- From: Leif Halvard Silli <xn--mlform-iua@xn--mlform-iua.no>
- Date: Thu, 11 Feb 2010 16:36:20 +0100
- To: Richard Ishida <ishida@w3.org>
- Cc: www-international@w3.org
Upon rereading what CSS21 says about escaping, I think the entire paragraph on CSS escaping takes some simplifications that perhaps are not so simplifying: ]] CSS. The escape mechanism for representing characters in CSS is a backslash followed by a hexadecimal number representing the Unicode code point value. Note that these escapes are terminated by a space, rather than a semi-colon. [[ Firstly, using a single (white)space character as a termination character is something that I think many find confusing in itself. And I think that this is indirectly confirmed by the Charmod document <http://www.w3.org/TR/2005/REC-charmod-20050215/>, which says: ]] C044 [S] Escape syntax should require either explicit end delimiters or a fixed number of characters in each character escape. Escape syntaxes where the end is determined by any character outside the set of characters admissible in the character escape itself should be avoided. These character escapes are not clear visually, and can cause an editor to insert spurious line-breaks when word-wrapping on spaces. Forms like SPREAD's &UABCD; [SPREAD] or XML's &#xhhhh;, where the character escape is explicitly terminated by a semicolon, are much better. [[ The Charmod document doesn't discuss (white)space as termination character, but it seems evident that (white)space could be unclear visually - it is difficult to separate a termination space from a "normal" space, something which CSS21 notes when it specifies how Unicode escapes may be terminated: ]] If a character in the range [0-9a-fA-F] follows the hexadecimal number, the end of the number needs to be made clear.

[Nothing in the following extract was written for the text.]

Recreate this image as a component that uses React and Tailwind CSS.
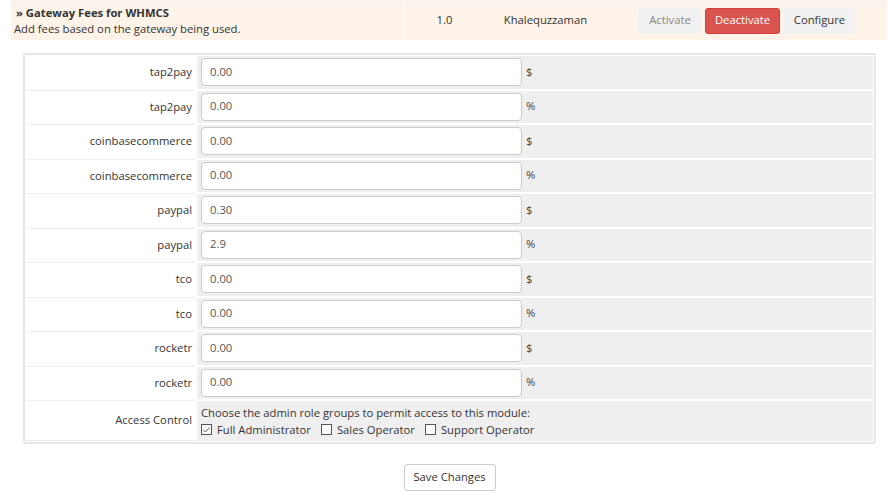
import { Check } from "lucide-react";

const fields = [
  { label: "tap2pay", value: "0.00", unit: "$" },
  { label: "tap2pay", value: "0.00", unit: "%" },
  { label: "coinbasecommerce", value: "0.00", unit: "$" },
  { label: "coinbasecommerce", value: "0.00", unit: "%" },
  { label: "paypal", value: "0.30", unit: "$" },
  { label: "paypal", value: "2.9", unit: "%" },
  { label: "tco", value: "0.00", unit: "$" },
  { label: "tco", value: "0.00", unit: "%" },
  { label: "rocketr", value: "0.00", unit: "$" },
  { label: "rocketr", value: "0.00", unit: "%" },
];

const roles = [
  { name: "Full Administrator", checked: true },
  { name: "Sales Operator", checked: false },
  { name: "Support Operator", checked: false },
];

function Box({ checked }) {
  return (
    <span className="w-[11px] h-[11px] border border-[#555] bg-white flex items-center justify-center">
      {checked && <Check className="w-[10px] h-[10px] text-[#444]" strokeWidth={2.5} />}
    </span>
  );
}

export default function App() {
  return (
    <div
      className="w-[892px] h-[493px] bg-white text-[11.25px] text-[#333] overflow-hidden"
      style={{ fontFamily: '"Open Sans", "Liberation Sans", sans-serif' }}
    >
      {/* module row */}
      <div className="ml-[11px] w-[876px] h-[40px] flex bg-[#fdf3e8] border-t border-[#f2f2f2]">
        <div className="w-[392px] pl-[3px] pt-[4px] leading-[16px]">
          <p className="font-bold pl-[2px]">» Gateway Fees for WHMCS</p>
          <p>Add fees based on the gateway being used.</p>
        </div>
        <div className="w-[82px] border-l border-white flex items-center justify-center">1.0</div>
        <div className="w-[120px] border-l border-white flex items-center justify-center">Khalequzzaman</div>
        <div className="flex-1 border-l border-white flex items-center pl-[32px] gap-[3px]">
          <span className="h-[26px] w-[64px] flex items-center justify-center rounded-[3px] bg-[#f1f1f1] text-[#888]">Activate</span>
          <span className="h-[26px] w-[75px] flex items-center justify-center rounded-[3px] bg-[#d9534f] border border-[#d43f3a] text-white">Deactivate</span>
          <span className="h-[26px] w-[71px] flex items-center justify-center rounded-[3px] bg-[#f1f1f1] text-[#333] ml-[1px]">Configure</span>
        </div>
      </div>

      {/* settings panel */}
      <div className="ml-[23px] mt-[13px] w-[853px] border-2 border-[#e3e7ea] rounded-[2px] bg-white p-[1px]">
        {fields.map((f, i) => (
          <div key={i} className="flex h-[34.5px]">
            <div className="w-[170px] border-b border-[#eeeeee] flex items-center justify-end pr-[4px]">{f.label}</div>
            <div className="flex-1 bg-[#efefef] border-b-2 border-white ml-[1px] flex items-center pl-[4px]">
              <div className="w-[321px] h-[28px] bg-white border border-[#cccccc] rounded-[4px] flex items-center pl-[8px] text-[#555]">
                {f.value}
              </div>
              <span className="ml-[4px] text-[#444]">{f.unit}</span>
            </div>
          </div>
        ))}
        <div className="flex h-[40px]">
          <div className="w-[170px] border-b border-[#eeeeee] flex items-center justify-end pr-[4px]">Access Control</div>
          <div className="flex-1 bg-[#efefef] ml-[1px] pl-[4px] pt-[3px] leading-[17px]">
            <p>Choose the admin role groups to permit access to this module:</p>
            <div className="flex items-center">
              {roles.map((r) => (
                <span key={r.name} className="flex items-center gap-[5px] mr-[10px]">
                  <Box checked={r.checked} />
                  {r.name}
                </span>
              ))}
            </div>
          </div>
        </div>
      </div>

      <div className="ml-[23px] w-[853px] flex justify-center mt-[20px]">
        <span className="h-[27px] w-[92px] flex items-center justify-center bg-white border border-[#cccccc] rounded-[3px] text-[#333]">
          Save Changes
        </span>
      </div>
    </div>
  );
}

There are two ways to do that: 1. with a space (or other white space character): "\26 B" ("&B"). In this case, user agents should treat a "CR/LF" pair (U+000D/U+000A) as a single white space character. 2. by providing exactly 6 hexadecimal digits: "\000026B" ("&B") In fact, these two methods may be combined. Only one white space character is ignored after a hexadecimal escape. Note that this means that a "real" space after the escape sequence must itself either be escaped or doubled. [[ Rather than trying to make CSS escape termination analogous with HTML NCRs by recommending to use a termination character, it seems simpler to me to recommend authors to provide exactly 6 hexadecimal digits, as then one do not need to use the confusing whitespace terminator. -- leif halvard silli
Received on Thursday, 11 February 2010 15:36:56 UTC